Obviously, it is important that teachers do keep themselves up-to-date with corpora findings and adapt their understanding of the way language works accordingly. Here I totally agree with Ron Carter that one thing corpora has helped us become more aware of is the fact that grammar is much broader than sentence-based / tense-based grammar would seem to suggest. Words have their own micro-grammar and so lexis needs to continuously be grammaticalised in typical ways. Nevertheless, it is also vital that teachers are encouraged to believe that they can tap into and trust their own inner corpora.

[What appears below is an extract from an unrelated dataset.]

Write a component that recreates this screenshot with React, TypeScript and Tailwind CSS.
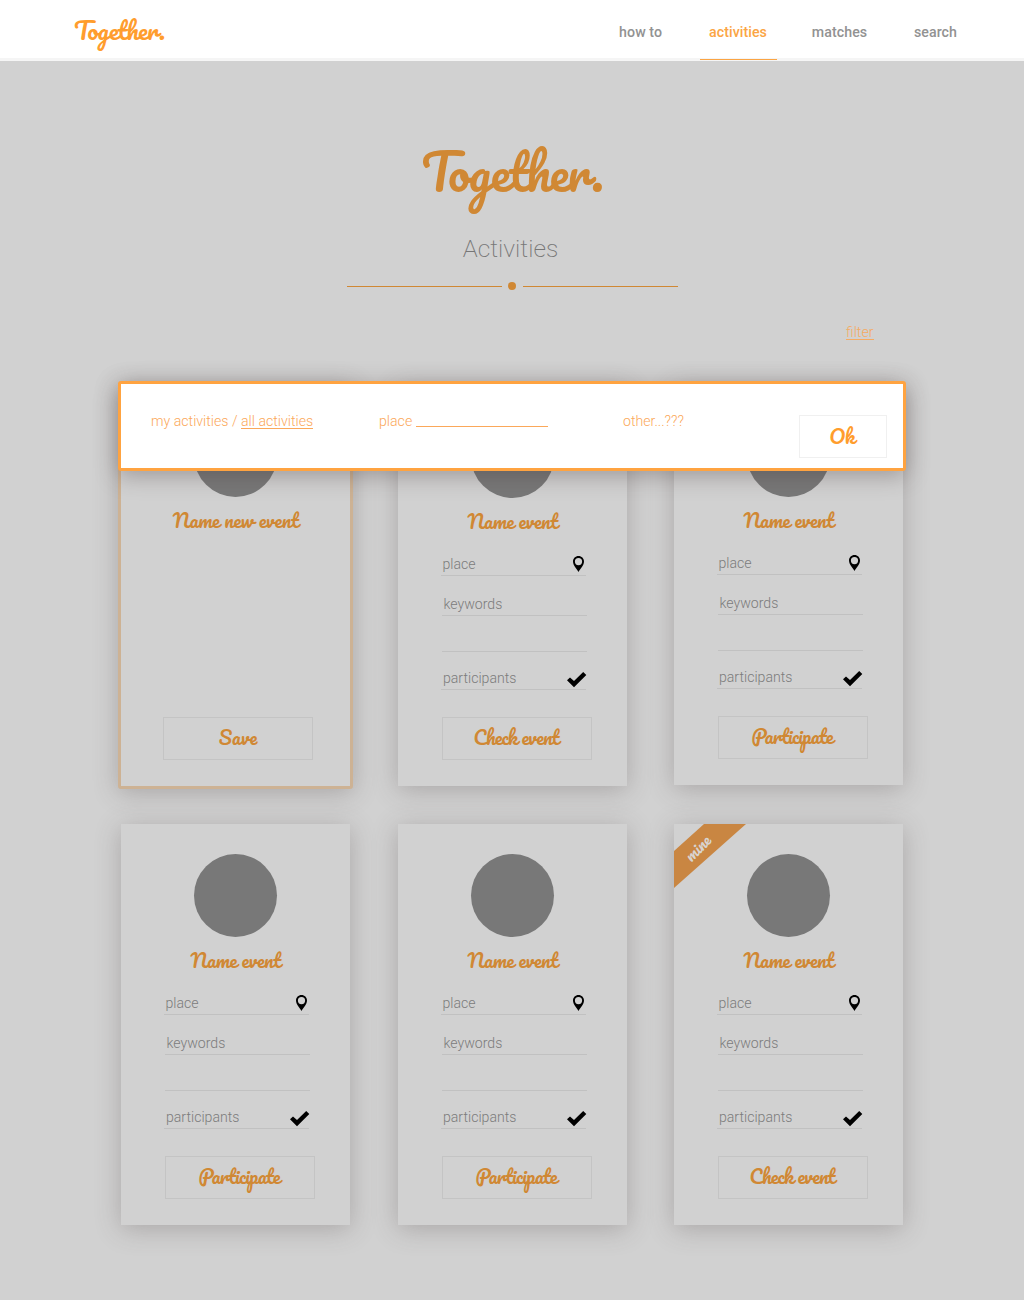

If Carter and McCarthy can proclaim that the more students are encouraged and trained to notice, the more they actually will notice, then the same much surely be true for us as teachers. Indeed, the true sign of corpora-work well done is its own eventual redundancy. This really brings me to my final point – one of the great ironies of corpora is that they have actually unwittingly made teachers more intuitive, not less. What corpora have done is to place language back at the centre of classrooms and, as such, we all now have to think much more about how we actually use language.

To a degree, corpora and teachers exist in a parent-child relationship, and many teachers are now ready to leave home. Thanks Mum and Dad – you’ve done a great job, we may be back to visit every now and then, but we’ve basically already got the message!

However, lest we forget, corpora are bank-rolled by major publishing houses and have endless spin-off publications derived from them in an effort to recoup much of this investment. As such, maybe I’m expecting too much by asking those in receipt of the publisher’s pound to loose the reins on much of their power and place it back where it rightly belongs – back in the hands of the humble classroom practitioners!!!